SemBridge：通过多语言语义桥的稀疏编码器语言迁移

摘要

稀疏编码器通过在词汇空间中表示词汇重要性来实现高精度检索，但其以英语为中心的结构对非英语语言的迁移构成了关键性障碍。为克服这一结构性限制，我们提出SemBridge——一种新颖的嵌入初始化方法，通过利用多语言桥接模型实现稀疏编码器的跨语言适应。SemBridge以多语言稠密嵌入为桥梁，在源语言与目标语言词汇之间建立语义对齐。不同于直接依赖所有源语言词元，SemBridge选取少量语义相关的源语言词元，并利用它们初始化每个目标语言词元，从而有效过滤语义噪声，将目标词元重构为核心同义词的精确线性组合。这加速了微调过程中的收敛并提升训练效率。涵盖五种语言和四种稀疏架构的大量实验表明，与现有基线方法相比，SemBridge在零样本检索中表现更优，且微调后持续提升检索性能。
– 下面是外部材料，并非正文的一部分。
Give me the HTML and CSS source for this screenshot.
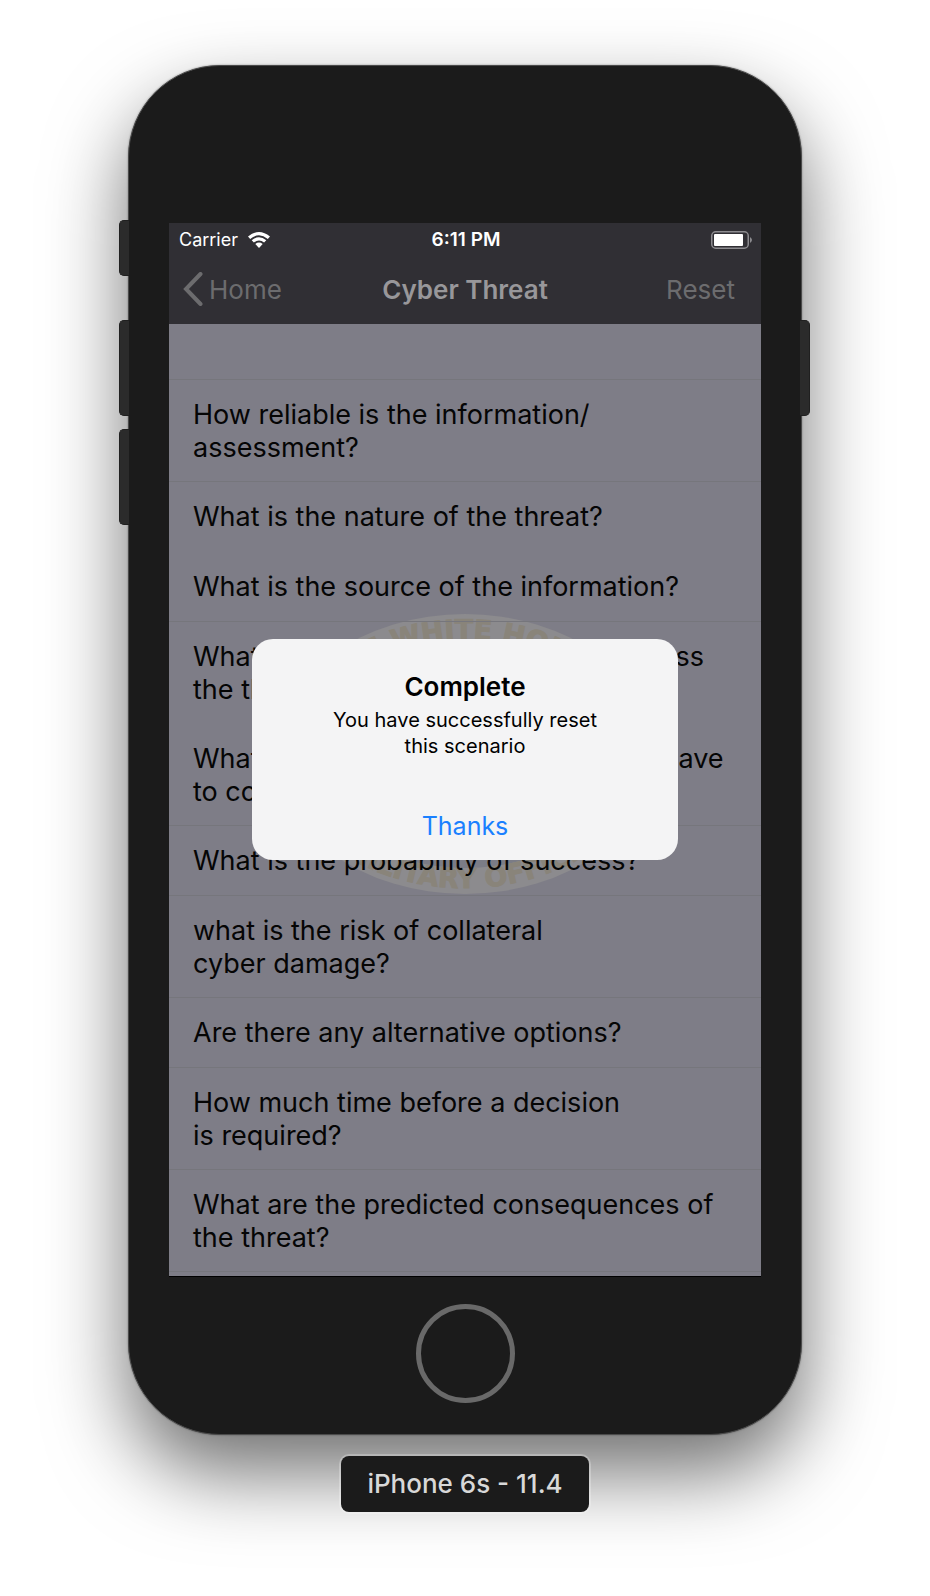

这些结果验证了SemBridge作为在不同语言环境中部署高性能稀疏检索系统的实用解决方案。

English

Sparse encoders offer high-precision retrieval by representing term importance within a vocabulary space, yet their English-centric structures pose a critical impediment to language transfer for non-English languages. To overcome this structural limitation, we propose SemBridge, a novel embedding initialization method designed for cross-lingual adaptation in sparse encoders by leveraging multilingual bridge models. SemBridge establishes semantic alignments between source and target vocabularies using multilingual dense embeddings as a bridge. Rather than directly relying on all source tokens, SemBridge selects a small set of semantically related source-language tokens and uses them to initialize each target-language token, effectively filtering out semantic noise and reconstructing target tokens as precise linear combinations of core synonyms. This accelerates convergence during fine-tuning and improves training efficiency. Extensive experiments across five languages and four sparse architectures demonstrate that SemBridge achieves superior zero-shot retrieval performance and consistently improves retrieval performance after fine-tuning compared to existing baselines. These results validate SemBridge as a practical solution for deploying high-performance sparse retrieval systems in diverse linguistic environments.